Why do you choose to use civil disobedience?
It is very important to march and meet with politicians, but it has to be something more than that … [to] show that there are people who can take a risk to create change. Most of the time, we say, ‘Well, we did one civil disobedience, and nothing happened.’ But no, something happened, because society is getting educated about the issues.
We talk about [Martin Luther King Jr.] and Cesar Chavez. We talk about them but we don’t talk about the people who were arrested with them. For example, last year, we went to Broadview and laid down in front of the buses. It was raining; it was 6 in the morning. We went to jail. One woman—they were questioning her because she was not white and she was undocumented, but the media didn’t publicize anything. Then Rep. Luis Gutierrez did a civil disobedience, and all the media came. But in reality, the people from the neighborhood took more risks. Gutierrez was in jail for 20 minutes. They were in jail for six, seven hours. This isn’t against Gutierrez—I love him and I support his struggle. I am just using the analogy. It’s very important to do civil disobedience, to march, to have radical activities, because the community gets involved.
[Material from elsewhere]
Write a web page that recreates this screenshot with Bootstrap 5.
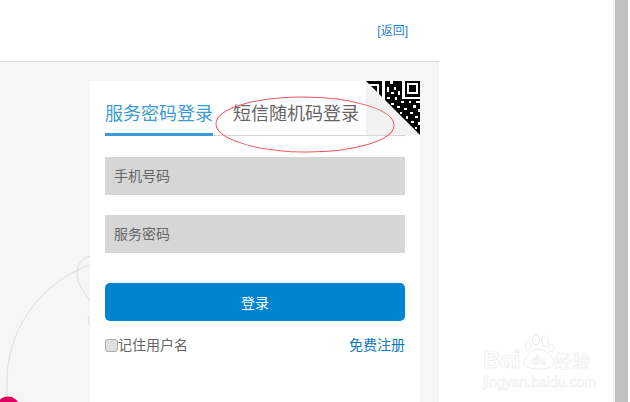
<!DOCTYPE html>
<html lang="zh">
<head>
<meta charset="utf-8">
<title>登录</title>
<link href="https://cdn.jsdelivr.net/npm/bootstrap@5.3.0/dist/css/bootstrap.min.css" rel="stylesheet">
<style>
html,body{height:402px;overflow:hidden;background:#fff}
body{font-family:"Microsoft YaHei","Liberation Sans","Noto Sans CJK SC",sans-serif;color:#666}
.shot{height:402px;position:relative}
.leftcol{width:439px}
.toph{height:62px;border-bottom:1px solid #dcdcdc;padding:22px 31px 0 0;font-size:12px;line-height:18px}
.toph a{color:#1f7fd0;text-decoration:none}
.panel{height:340px;background:#f6f6f6;padding:19px 19px 0 90px;position:relative}
.deco{position:absolute;left:0;top:0}
.loginbox{width:330px;height:321px;background:#fff;padding:0 15px;position:relative}
.tabsrow{height:55px;border-bottom:1px solid #d5d5d5;font-size:18px;line-height:26px;padding-top:20px;color:#666}
.tabon{width:108px;height:55px;margin-top:-20px;padding-top:20px;color:#3d9ad8;border-bottom:3px solid #3b9bd9;white-space:nowrap}
.taboff{margin-left:20px;white-space:nowrap}
.fieldbar{height:38px;background:#d6d6d6;color:#666;font-size:14px;line-height:38px;padding-left:9px;border:0;width:100%;display:block;border-radius:0}
.fieldbar:focus{background:#d6d6d6}
.fieldbar::placeholder{color:#666;opacity:1}
.gap22{margin-top:21px}
.gap20{margin-top:20px}
.gap30{margin-top:30px}
.okbtn{height:38px;width:100%;background:#0084d0;border:0;border-radius:5px;color:#fff;font-size:14px;padding:3px 0 0}
.okbtn:hover{background:#0084d0;color:#fff}
.optrow{margin-top:14px;font-size:14px;line-height:20px}
.optrow a{color:#0a78bd;text-decoration:none}
.tick{width:13px;height:13px;margin:0;appearance:none;background:#e0e0e0;border:1px solid #aaa;border-radius:3px;display:block}
.qrcorner{position:absolute;right:0;top:0;display:block}
.ring{position:absolute;left:0;top:0;pointer-events:none}
.sbar{width:13px;height:402px;background:#c0c0c0;margin-left:176px;box-shadow:-2px 0 0 #f1f1f1}
.wm{position:absolute;left:483px;top:334px;width:120px;pointer-events:none}
.wmline{font-size:24px;line-height:18px;font-weight:700;color:#fff;-webkit-text-stroke:.7px #ececec;font-family:"Liberation Sans",sans-serif;height:18px;margin-top:17px;white-space:nowrap}
.wmzh{font-size:18px;margin-left:34px;font-family:"Noto Sans CJK SC",sans-serif;font-weight:400;-webkit-text-stroke:.5px #ececec}
.wmurl{font-size:14px;line-height:16px;color:#fff;-webkit-text-stroke:.5px #ececec;font-family:"Liberation Sans",sans-serif;white-space:nowrap;margin-top:5px}
.wmpaw{position:absolute;left:39px;top:0}
.wmdu{font-size:11px;font-weight:700;font-family:"Liberation Sans",sans-serif;fill:#fff;stroke:#e4e4e4;stroke-width:.4px}
</style>
</head>
<body>
<div class="shot d-flex">
  <div class="leftcol flex-shrink-0">
    <div class="toph text-end"><a href="#">[返回]</a></div>
    <div class="panel">
      <svg class="deco" width="90" height="340" viewBox="0 62 90 340" fill="none" stroke="#dcdcdc" stroke-width="1">
        <path d="M90 265A124 124 0 0 0 7 385V398"/>
        <path d="M90 256C82 258 77 265 77 273C77 284 84 292 90 301"/>
        <path d="M90 316C87 317 88.500 325 90 326"/>
        <circle cx="8" cy="408" r="11.500" fill="#e0005f" stroke="none"/>
      </svg>
      <div class="loginbox">
        <div class="tabsrow d-flex">
          <div class="tabon">服务密码登录</div>
          <div class="taboff">短信随机码登录</div>
        </div>
        <svg class="qrcorner" width="54" height="54" viewBox="0 0 54 54" shape-rendering="crispEdges">
          <rect width="54" height="54" fill="#000"/>
          <g fill="#fff">
            <rect x="2" y="3" width="11" height="2"/><rect x="11" y="3" width="2" height="11"/>
            <rect x="16" y="0" width="3" height="26"/>
            <rect x="24" y="0" width="3" height="3"/>
            <rect x="21" y="6" width="2" height="5"/><rect x="28" y="6" width="2" height="3"/>
            <rect x="25" y="11" width="3" height="2"/><rect x="32" y="10" width="2" height="4"/>
            <rect x="21" y="16" width="3" height="2"/><rect x="29" y="16" width="2" height="3"/>
            <rect x="36" y="0" width="3" height="18"/><rect x="36" y="16" width="18" height="2"/>
            <rect x="41" y="2" width="11" height="11"/>
            <rect x="25" y="22" width="3" height="2"/><rect x="35" y="20" width="3" height="2"/><rect x="43" y="20" width="2" height="2"/><rect x="50" y="20" width="4" height="2"/>
            <rect x="31" y="25" width="3" height="2"/><rect x="47" y="24" width="3" height="3"/>
            <rect x="38" y="27" width="3" height="2"/><rect x="52" y="28" width="2" height="3"/>
            <rect x="34" y="31" width="2" height="2"/><rect x="44" y="31" width="3" height="2"/>
            <rect x="40" y="35" width="2" height="3"/><rect x="49" y="35" width="3" height="2"/>
            <rect x="45" y="40" width="3" height="2"/><rect x="52" y="41" width="2" height="3"/>
            <rect x="49" y="46" width="2" height="2"/>
          </g>
          <rect x="43" y="4" width="7" height="7" fill="#000"/>
          <polygon points="0,0 54,54 0,54" fill="#f2f2f2" shape-rendering="auto"/>
        </svg>
        <input class="fieldbar gap22 form-control shadow-none" placeholder="手机号码" aria-label="手机号码">
        <input class="fieldbar gap20 form-control shadow-none" placeholder="服务密码" aria-label="服务密码">
        <button type="button" class="btn okbtn gap30">登录</button>
        <div class="optrow d-flex justify-content-between align-items-center">
          <label class="d-flex align-items-center"><input type="checkbox" class="tick" aria-label="记住用户名">记住用户名</label>
          <a href="#">免费注册</a>
        </div>
      </div>
    </div>
  </div>
  <div class="sbar flex-shrink-0"></div>
  <svg class="ring" width="630" height="402" fill="none"><ellipse cx="305" cy="124.500" rx="89" ry="27.500" stroke="#ef5a5f" stroke-width="1" transform="rotate(0.500 305 124)"/></svg>
  <div class="wm">
    <svg class="wmpaw" width="36" height="36" viewBox="0 0 36 36" fill="#fff" stroke="#ececec" stroke-width="1">
      <ellipse cx="6" cy="12" rx="2.800" ry="4.500"/><ellipse cx="14" cy="6" rx="3.500" ry="5"/><ellipse cx="23" cy="7" rx="3.500" ry="5"/><ellipse cx="29" cy="14" rx="2.800" ry="4"/>
      <path d="M16 15C10 15 2 24 2 29C2 33 9 35 16 35C24 35 32 33 32 28C32 23 23 15 16 15Z"/>
      <text class="wmdu" x="10" y="30">du</text>
    </svg>
    <div class="wmline">Bai<span class="wmzh">经验</span></div>
    <div class="wmurl">jingyan.baidu.com</div>
  </div>
</div>
<script src="https://cdn.jsdelivr.net/npm/bootstrap@5.3.0/dist/js/bootstrap.bundle.min.js"></script>
</body>
</html>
All these women are the heroes. They are the ones who make the phone calls, organize the marches, help in the mission, and empower the people. In this mission, if we wanted to have a protest tomorrow, we would just make some calls and by tomorrow we will have 100 people protesting. Ninety percent of people in this mission are undocumented. Many people don’t want to talk, but we let them know they have rights. That is where spirituality plays an important role—when you tell them they are not alone, God is with them, and you are there to protect them.